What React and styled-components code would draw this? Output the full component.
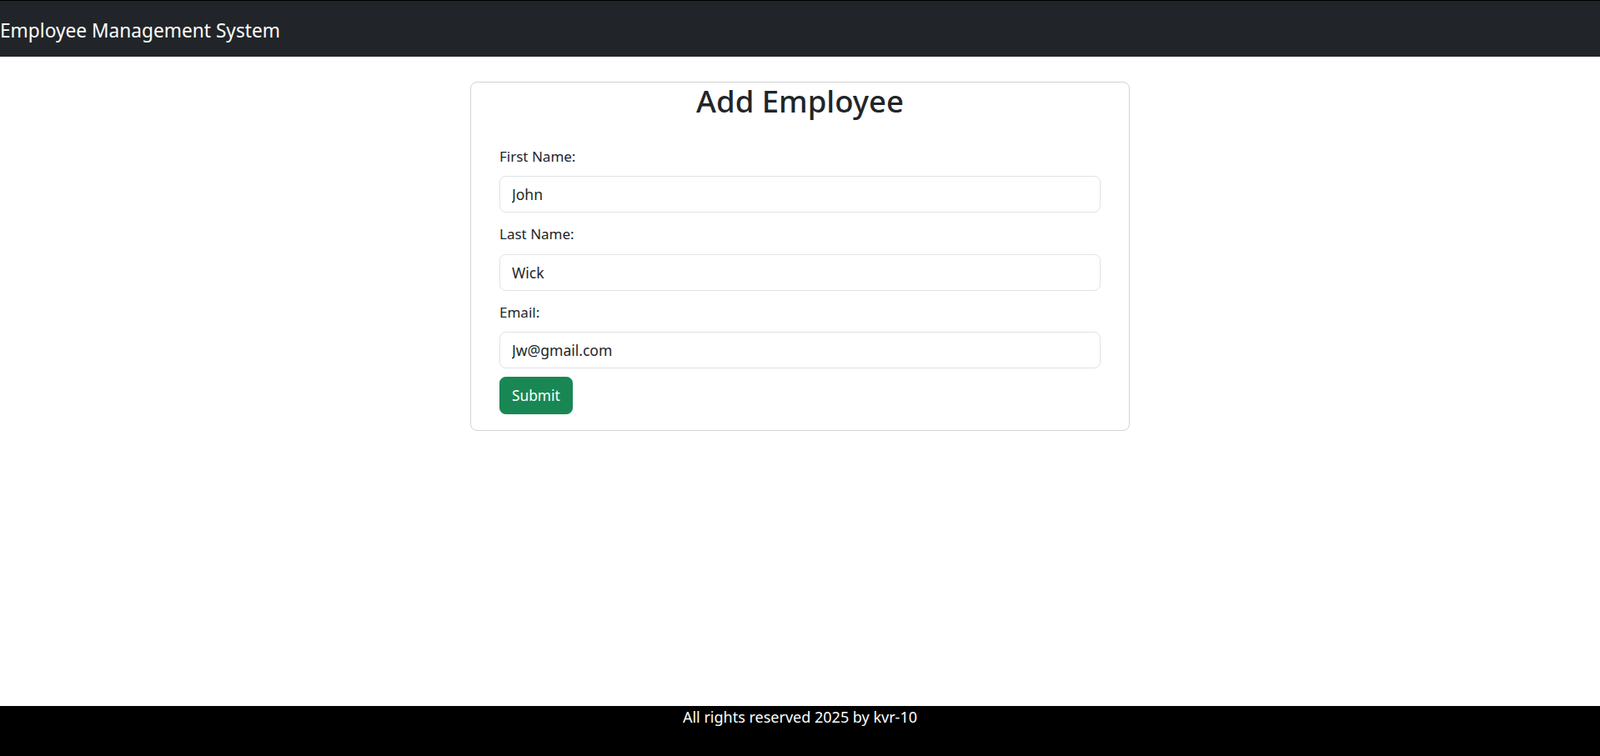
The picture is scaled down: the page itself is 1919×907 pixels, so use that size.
import React, { useState } from 'react';
import styled, { createGlobalStyle } from 'styled-components';

const GlobalStyle = createGlobalStyle`
    * {
        box-sizing: border-box;
    }

    body {
        margin: 0;
        font-family: "Noto Sans", "Open Sans", sans-serif;
        color: #212529;
        background: #fff;
    }
`;

const Page = styled.div`
    min-height: 100vh;
    display: flex;
    flex-direction: column;
`;

const NavBar = styled.nav`
    height: 68px;
    display: flex;
    align-items: center;
    padding-top: 6px;
    background: #212529;
    border-top: 1px solid #000;
`;

const Brand = styled.span`
    color: #fff;
    font-size: 22.7px;
    line-height: 1.5;
    white-space: nowrap;
`;

const Main = styled.main`
    flex: 1;
    padding-top: 30px;
`;

const Card = styled.section`
    width: 791px;
    margin: 0 auto;
    padding: 1px 34px 19px;
    border: 1px solid rgba(0, 0, 0, 0.175);
    border-radius: 8px;
`;

const Title = styled.h2`
    margin: 0 0 31px;
    text-align: center;
    font-size: 36.5px;
    font-weight: 500;
    line-height: 1.2;
`;

const FormGroup = styled.div`
    & + & {
        margin-top: 13px;
    }
`;

const Label = styled.label`
    display: block;
    margin-bottom: 11px;
    font-size: 17px;
    line-height: 1.5;
`;

const Input = styled.input`
    display: block;
    width: 100%;
    height: 44px;
    padding: 0 14px;
    font-family: inherit;
    font-size: 17.5px;
    color: #212529;
    border: 1px solid #dee2e6;
    border-radius: 7.5px;
    outline: none;
`;

const SubmitButton = styled.button`
    height: 45px;
    margin-top: 10px;
    padding: 0 14px;
    font-family: inherit;
    font-size: 17.3px;
    color: #fff;
    background: #198754;
    border: 1px solid #198754;
    border-radius: 7.5px;
    cursor: pointer;
`;

const Footer = styled.footer`
    height: 60px;
    background: #000;
    color: #fff;
    text-align: center;
    font-size: 18px;
    line-height: 1.5;
`;

const fields = [
    { id: 'firstName', label: 'First Name:', type: 'text', value: 'John' },
    { id: 'lastName', label: 'Last Name:', type: 'text', value: 'Wick' },
    { id: 'email', label: 'Email:', type: 'email', value: 'Jw@gmail.com' },
];

export default function App() {
    const [values, setValues] = useState(
        Object.fromEntries(fields.map((f) => [f.id, f.value]))
    );

    const handleChange = (e) => {
        setValues({ ...values, [e.target.name]: e.target.value });
    };

    return (
        <Page>
            <GlobalStyle />
            <NavBar>
                <Brand>Employee Management System</Brand>
            </NavBar>
            <Main>
                <Card>
                    <Title>Add Employee</Title>
                    <form onSubmit={(e) => e.preventDefault()}>
                        {fields.map((f) => (
                            <FormGroup key={f.id}>
                                <Label htmlFor={f.id}>{f.label}</Label>
                                <Input
                                    type={f.type}
                                    id={f.id}
                                    name={f.id}
                                    value={values[f.id]}
                                    onChange={handleChange}
                                />
                            </FormGroup>
                        ))}
                        <SubmitButton type="submit">Submit</SubmitButton>
                    </form>
                </Card>
            </Main>
            <Footer>All rights reserved 2025 by kvr-10</Footer>
        </Page>
    );
}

WORK TO BE COMPLETED —
Find the lines above that include the string "components" and copy them.

REPLY TO THE TASK —
What React and styled-components code would draw this? Output the full component.
import styled, { createGlobalStyle } from 'styled-components';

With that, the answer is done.